=== Task brief ===
Pick out the lines below that include the string "screenshot".

=== Data supplied ===
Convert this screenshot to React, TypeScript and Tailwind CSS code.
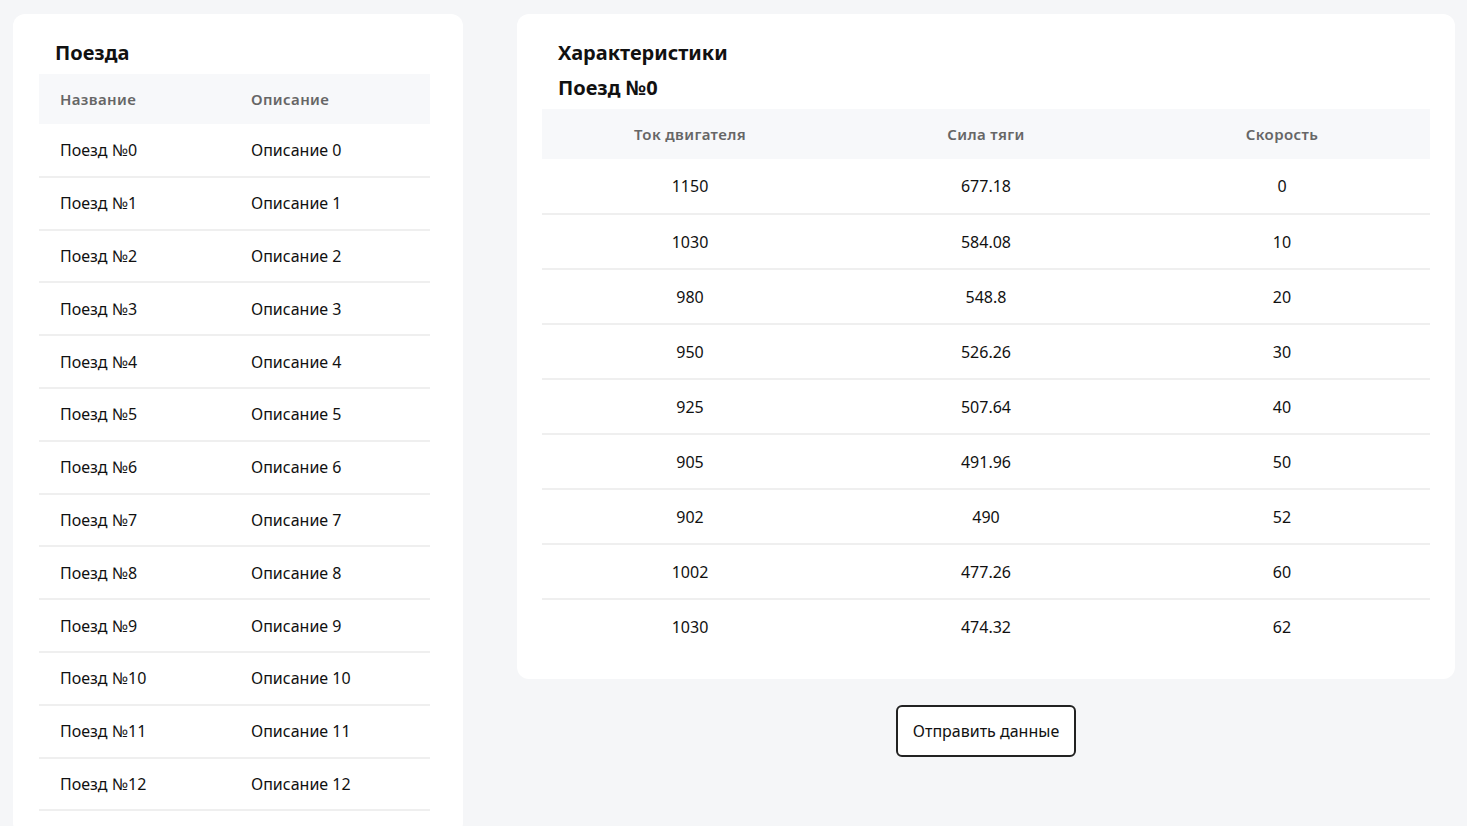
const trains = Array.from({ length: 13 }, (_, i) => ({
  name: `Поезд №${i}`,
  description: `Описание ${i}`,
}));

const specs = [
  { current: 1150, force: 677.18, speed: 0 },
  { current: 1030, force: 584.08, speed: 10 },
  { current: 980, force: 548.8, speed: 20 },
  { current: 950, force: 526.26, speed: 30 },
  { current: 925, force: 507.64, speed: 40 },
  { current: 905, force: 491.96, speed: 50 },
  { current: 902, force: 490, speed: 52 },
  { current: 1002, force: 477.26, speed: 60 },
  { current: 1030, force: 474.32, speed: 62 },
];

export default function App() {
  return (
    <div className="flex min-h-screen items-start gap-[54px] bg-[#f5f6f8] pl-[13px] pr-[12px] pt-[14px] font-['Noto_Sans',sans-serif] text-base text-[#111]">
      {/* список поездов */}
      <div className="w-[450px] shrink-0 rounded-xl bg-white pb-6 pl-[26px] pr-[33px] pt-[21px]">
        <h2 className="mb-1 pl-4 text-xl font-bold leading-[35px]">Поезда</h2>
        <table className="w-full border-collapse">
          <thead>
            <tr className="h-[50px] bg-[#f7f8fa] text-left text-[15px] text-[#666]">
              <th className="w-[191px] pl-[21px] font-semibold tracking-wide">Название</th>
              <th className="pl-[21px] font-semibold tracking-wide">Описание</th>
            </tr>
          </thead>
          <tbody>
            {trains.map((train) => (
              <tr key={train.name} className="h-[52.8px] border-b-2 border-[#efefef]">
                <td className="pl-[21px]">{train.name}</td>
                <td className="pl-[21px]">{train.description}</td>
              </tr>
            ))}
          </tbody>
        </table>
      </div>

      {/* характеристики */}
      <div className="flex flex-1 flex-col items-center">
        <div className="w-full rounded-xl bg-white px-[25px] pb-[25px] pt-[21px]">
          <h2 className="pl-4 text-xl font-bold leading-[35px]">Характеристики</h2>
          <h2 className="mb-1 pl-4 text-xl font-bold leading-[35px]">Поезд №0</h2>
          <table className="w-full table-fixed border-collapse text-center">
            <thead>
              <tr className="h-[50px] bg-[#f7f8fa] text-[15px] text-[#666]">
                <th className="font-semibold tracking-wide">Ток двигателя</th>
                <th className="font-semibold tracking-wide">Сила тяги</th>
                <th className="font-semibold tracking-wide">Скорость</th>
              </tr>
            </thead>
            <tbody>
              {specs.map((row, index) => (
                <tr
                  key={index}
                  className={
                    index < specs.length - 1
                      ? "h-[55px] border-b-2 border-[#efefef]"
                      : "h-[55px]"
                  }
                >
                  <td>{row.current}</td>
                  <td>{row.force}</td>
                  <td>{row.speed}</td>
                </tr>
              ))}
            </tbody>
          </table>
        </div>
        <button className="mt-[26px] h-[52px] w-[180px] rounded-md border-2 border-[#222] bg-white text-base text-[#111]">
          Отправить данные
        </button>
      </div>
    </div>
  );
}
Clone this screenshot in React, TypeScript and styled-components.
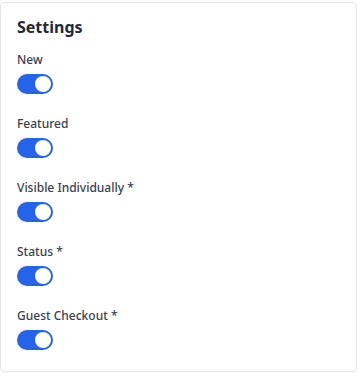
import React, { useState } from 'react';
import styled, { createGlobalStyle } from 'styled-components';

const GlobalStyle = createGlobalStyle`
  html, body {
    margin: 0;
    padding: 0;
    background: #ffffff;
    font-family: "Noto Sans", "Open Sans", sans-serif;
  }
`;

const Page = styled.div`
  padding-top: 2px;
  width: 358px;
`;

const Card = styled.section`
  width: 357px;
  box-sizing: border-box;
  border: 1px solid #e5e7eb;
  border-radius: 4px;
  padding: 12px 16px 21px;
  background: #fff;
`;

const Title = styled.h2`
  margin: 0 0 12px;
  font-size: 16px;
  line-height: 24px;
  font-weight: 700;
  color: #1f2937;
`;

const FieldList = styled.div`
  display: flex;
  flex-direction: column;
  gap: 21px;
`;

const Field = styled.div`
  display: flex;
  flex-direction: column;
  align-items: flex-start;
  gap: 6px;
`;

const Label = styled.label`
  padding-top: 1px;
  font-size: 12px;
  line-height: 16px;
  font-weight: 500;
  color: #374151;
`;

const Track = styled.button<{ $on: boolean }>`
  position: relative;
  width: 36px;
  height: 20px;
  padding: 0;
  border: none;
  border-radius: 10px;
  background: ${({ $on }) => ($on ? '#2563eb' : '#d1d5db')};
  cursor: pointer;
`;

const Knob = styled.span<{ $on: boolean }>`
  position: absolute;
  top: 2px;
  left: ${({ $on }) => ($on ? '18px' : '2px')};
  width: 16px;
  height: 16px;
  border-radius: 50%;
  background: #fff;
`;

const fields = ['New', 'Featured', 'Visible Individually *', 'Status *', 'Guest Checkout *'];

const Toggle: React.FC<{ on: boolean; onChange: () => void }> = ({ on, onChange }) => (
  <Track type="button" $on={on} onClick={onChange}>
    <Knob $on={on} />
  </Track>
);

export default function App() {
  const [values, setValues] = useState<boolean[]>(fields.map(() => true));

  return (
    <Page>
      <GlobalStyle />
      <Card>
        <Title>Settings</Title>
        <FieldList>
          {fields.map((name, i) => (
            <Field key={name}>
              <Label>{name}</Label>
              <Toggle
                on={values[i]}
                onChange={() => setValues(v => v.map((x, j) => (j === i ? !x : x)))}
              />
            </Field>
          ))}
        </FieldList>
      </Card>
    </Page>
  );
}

=== Solved exercise ===
Convert this screenshot to React, TypeScript and Tailwind CSS code.
Clone this screenshot in React, TypeScript and styled-components.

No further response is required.